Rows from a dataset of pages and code
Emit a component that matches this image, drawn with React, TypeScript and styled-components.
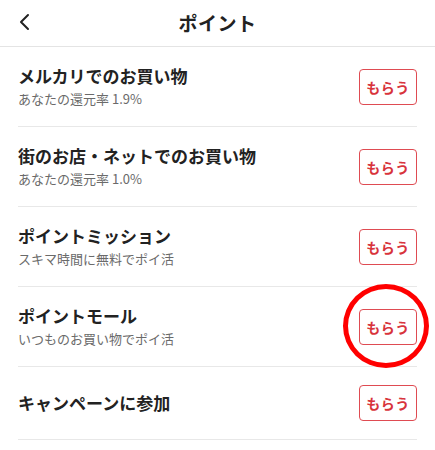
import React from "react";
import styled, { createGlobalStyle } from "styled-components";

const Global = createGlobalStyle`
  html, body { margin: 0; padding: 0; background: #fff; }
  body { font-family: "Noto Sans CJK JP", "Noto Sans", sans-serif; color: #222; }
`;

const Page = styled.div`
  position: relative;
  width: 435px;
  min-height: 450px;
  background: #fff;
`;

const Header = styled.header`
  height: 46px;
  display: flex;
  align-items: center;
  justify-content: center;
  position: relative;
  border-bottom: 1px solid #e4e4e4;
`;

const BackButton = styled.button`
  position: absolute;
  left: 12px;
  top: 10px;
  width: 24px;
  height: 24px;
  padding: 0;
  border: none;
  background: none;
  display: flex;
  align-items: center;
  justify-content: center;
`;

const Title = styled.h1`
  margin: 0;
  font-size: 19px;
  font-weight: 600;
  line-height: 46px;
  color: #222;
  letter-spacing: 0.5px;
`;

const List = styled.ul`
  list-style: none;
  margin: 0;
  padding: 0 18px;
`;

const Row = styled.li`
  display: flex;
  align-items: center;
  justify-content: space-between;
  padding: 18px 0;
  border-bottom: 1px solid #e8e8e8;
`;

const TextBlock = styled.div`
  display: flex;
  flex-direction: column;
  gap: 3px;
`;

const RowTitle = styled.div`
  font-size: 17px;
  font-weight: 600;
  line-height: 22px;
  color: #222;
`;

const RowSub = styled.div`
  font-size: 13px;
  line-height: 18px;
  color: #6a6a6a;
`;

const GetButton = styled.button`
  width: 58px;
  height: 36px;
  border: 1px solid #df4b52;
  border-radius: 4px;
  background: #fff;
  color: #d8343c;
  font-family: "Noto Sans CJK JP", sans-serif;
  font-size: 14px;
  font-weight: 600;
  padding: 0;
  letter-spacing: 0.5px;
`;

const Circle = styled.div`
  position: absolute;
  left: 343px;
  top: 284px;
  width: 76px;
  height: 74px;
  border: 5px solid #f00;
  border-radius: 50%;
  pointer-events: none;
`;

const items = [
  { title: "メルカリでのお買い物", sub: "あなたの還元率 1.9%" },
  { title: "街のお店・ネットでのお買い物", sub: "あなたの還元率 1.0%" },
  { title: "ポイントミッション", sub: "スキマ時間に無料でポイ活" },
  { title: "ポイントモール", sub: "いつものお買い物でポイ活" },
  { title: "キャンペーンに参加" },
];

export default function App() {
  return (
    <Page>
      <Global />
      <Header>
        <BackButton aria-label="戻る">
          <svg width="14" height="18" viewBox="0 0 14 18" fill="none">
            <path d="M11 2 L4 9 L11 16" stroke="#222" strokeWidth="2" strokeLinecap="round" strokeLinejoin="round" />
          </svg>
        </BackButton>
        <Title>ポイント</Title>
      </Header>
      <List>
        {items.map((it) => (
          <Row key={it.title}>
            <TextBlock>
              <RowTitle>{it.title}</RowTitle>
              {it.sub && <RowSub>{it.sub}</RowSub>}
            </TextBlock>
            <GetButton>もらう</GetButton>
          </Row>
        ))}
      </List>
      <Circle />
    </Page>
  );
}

* * *

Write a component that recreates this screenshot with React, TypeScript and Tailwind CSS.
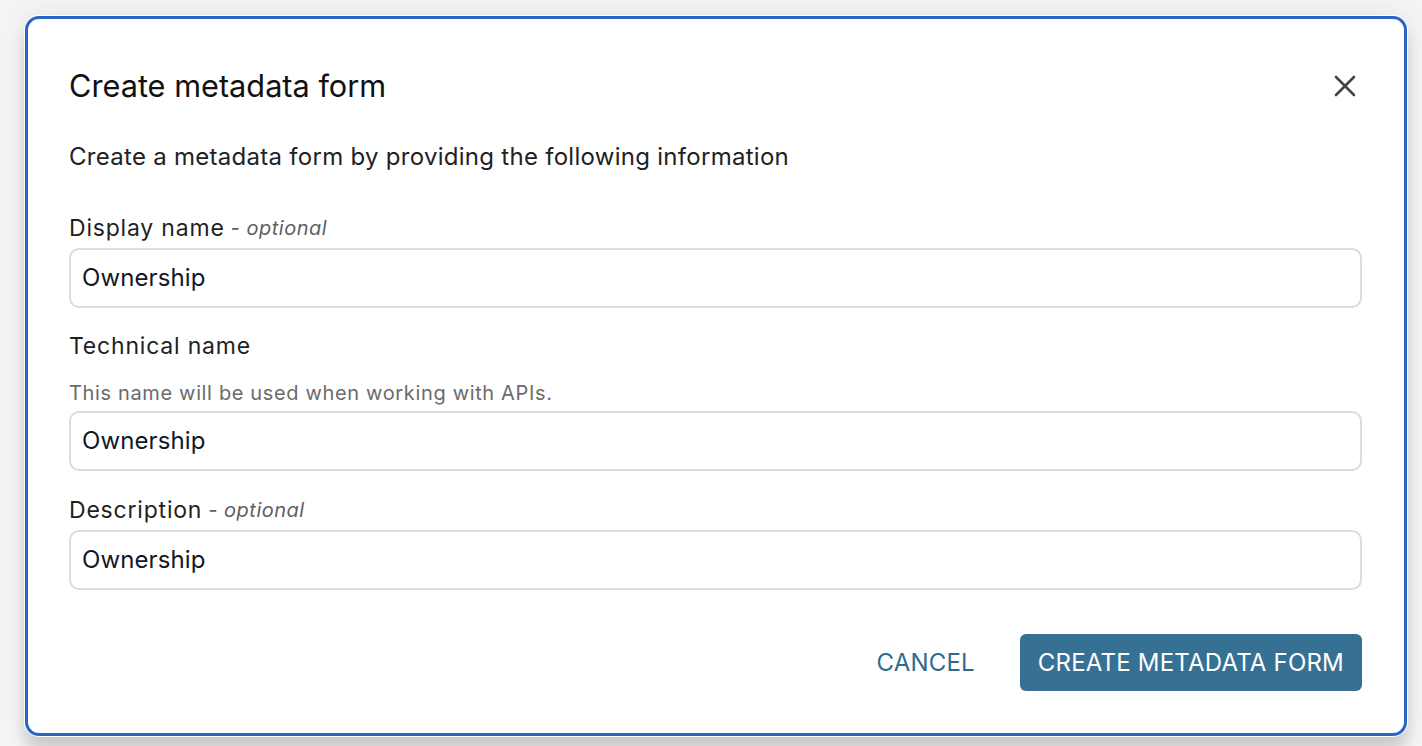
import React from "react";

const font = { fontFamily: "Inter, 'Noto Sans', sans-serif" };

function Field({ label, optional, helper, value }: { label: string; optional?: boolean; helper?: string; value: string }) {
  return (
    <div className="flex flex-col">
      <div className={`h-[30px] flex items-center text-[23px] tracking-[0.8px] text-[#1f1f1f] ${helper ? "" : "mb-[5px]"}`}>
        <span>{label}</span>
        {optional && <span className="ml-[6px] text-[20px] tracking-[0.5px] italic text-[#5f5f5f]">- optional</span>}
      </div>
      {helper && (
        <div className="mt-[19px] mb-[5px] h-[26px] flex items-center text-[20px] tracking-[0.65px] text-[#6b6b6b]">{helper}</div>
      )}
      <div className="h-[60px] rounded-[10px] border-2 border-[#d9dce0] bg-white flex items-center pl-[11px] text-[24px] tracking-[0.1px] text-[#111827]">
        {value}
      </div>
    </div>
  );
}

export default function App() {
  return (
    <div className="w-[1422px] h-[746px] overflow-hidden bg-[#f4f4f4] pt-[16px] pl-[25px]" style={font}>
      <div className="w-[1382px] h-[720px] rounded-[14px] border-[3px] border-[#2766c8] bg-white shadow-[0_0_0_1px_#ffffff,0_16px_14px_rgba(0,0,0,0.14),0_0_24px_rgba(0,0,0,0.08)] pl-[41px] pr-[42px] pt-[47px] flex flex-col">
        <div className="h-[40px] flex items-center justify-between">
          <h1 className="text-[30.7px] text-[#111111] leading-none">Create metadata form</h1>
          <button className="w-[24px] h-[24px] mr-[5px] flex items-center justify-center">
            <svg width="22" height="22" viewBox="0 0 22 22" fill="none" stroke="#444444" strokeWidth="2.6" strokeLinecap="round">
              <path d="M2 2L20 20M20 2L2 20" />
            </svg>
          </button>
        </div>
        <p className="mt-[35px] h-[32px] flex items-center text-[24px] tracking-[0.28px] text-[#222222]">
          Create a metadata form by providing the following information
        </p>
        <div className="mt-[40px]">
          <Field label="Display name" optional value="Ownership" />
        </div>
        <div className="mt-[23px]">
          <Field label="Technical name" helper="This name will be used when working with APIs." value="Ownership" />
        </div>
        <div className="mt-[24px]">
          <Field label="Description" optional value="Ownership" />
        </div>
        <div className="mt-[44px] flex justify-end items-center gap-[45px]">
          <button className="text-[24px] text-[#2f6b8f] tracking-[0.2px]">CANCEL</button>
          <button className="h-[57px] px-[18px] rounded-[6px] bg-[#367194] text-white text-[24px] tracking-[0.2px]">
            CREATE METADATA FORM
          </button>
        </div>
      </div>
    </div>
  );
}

...

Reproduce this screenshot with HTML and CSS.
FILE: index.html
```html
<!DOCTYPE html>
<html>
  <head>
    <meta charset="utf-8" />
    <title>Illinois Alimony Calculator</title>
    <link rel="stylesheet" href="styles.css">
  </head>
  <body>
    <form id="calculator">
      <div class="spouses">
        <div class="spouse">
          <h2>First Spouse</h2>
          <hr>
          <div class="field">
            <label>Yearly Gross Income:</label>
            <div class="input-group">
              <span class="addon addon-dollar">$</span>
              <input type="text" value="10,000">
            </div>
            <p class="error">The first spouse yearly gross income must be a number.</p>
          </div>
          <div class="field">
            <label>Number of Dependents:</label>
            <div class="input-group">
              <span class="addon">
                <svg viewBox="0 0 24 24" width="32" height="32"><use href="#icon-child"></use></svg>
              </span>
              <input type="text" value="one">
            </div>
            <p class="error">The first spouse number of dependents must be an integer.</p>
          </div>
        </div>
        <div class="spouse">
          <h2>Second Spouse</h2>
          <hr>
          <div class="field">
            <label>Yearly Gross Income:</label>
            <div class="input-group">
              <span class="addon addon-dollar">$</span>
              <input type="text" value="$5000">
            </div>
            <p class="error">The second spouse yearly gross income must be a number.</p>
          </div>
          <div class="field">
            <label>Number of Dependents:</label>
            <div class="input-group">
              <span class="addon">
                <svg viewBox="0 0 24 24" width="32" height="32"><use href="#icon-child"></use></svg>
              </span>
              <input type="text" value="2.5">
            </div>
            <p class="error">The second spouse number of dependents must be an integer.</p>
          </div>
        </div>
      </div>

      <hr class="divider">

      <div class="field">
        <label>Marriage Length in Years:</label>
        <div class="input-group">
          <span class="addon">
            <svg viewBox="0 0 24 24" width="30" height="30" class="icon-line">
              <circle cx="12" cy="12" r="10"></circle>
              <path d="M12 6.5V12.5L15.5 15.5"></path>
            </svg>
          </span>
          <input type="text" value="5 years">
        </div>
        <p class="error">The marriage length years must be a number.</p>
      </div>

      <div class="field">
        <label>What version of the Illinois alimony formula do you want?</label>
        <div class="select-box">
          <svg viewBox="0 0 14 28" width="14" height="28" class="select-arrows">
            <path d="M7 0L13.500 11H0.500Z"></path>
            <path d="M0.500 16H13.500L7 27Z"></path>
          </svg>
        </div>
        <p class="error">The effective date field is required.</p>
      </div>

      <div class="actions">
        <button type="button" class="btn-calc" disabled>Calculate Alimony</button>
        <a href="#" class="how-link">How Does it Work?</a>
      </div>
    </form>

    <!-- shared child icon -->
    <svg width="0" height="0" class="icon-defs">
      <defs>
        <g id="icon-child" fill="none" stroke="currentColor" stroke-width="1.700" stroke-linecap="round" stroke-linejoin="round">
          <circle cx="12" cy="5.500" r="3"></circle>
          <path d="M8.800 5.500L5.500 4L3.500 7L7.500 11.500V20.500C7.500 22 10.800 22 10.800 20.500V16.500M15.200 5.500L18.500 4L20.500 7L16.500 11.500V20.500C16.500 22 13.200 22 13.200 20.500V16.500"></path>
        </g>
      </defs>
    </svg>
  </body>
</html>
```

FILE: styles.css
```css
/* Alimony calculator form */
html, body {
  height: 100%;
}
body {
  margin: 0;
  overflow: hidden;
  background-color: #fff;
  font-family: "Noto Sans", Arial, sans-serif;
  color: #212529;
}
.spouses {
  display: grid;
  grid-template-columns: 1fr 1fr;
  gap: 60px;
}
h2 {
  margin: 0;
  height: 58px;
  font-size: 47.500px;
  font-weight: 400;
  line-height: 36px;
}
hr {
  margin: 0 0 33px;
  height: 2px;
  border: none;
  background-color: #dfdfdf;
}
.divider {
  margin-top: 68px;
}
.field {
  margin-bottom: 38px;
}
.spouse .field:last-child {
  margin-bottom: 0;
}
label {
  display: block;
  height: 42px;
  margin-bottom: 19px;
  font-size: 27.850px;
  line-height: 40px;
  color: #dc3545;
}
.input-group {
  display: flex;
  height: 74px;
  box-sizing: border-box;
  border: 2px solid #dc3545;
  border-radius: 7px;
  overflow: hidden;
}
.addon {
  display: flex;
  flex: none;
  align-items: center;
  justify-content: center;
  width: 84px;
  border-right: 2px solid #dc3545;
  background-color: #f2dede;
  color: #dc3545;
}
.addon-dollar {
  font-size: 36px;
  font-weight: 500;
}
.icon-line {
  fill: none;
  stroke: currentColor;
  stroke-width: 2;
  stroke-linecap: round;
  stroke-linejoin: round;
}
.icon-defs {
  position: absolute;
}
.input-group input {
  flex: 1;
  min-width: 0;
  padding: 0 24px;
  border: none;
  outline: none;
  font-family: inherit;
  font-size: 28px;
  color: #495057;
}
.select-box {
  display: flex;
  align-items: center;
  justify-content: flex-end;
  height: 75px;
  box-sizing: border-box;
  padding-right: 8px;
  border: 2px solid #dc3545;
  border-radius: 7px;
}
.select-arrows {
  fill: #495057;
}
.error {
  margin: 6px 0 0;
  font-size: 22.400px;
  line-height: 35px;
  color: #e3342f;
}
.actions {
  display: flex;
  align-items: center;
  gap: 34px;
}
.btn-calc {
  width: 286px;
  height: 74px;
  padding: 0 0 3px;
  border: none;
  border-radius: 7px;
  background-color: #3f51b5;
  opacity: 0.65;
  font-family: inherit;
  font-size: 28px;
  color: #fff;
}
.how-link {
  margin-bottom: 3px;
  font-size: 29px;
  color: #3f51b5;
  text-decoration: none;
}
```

* TASK PROMPT
Check each line above for the word "TypeScript", and copy the lines where it appears.

* ANSWER FOR THE TASK
Emit a component that matches this image, drawn with React, TypeScript and styled-components.
Write a component that recreates this screenshot with React, TypeScript and Tailwind CSS.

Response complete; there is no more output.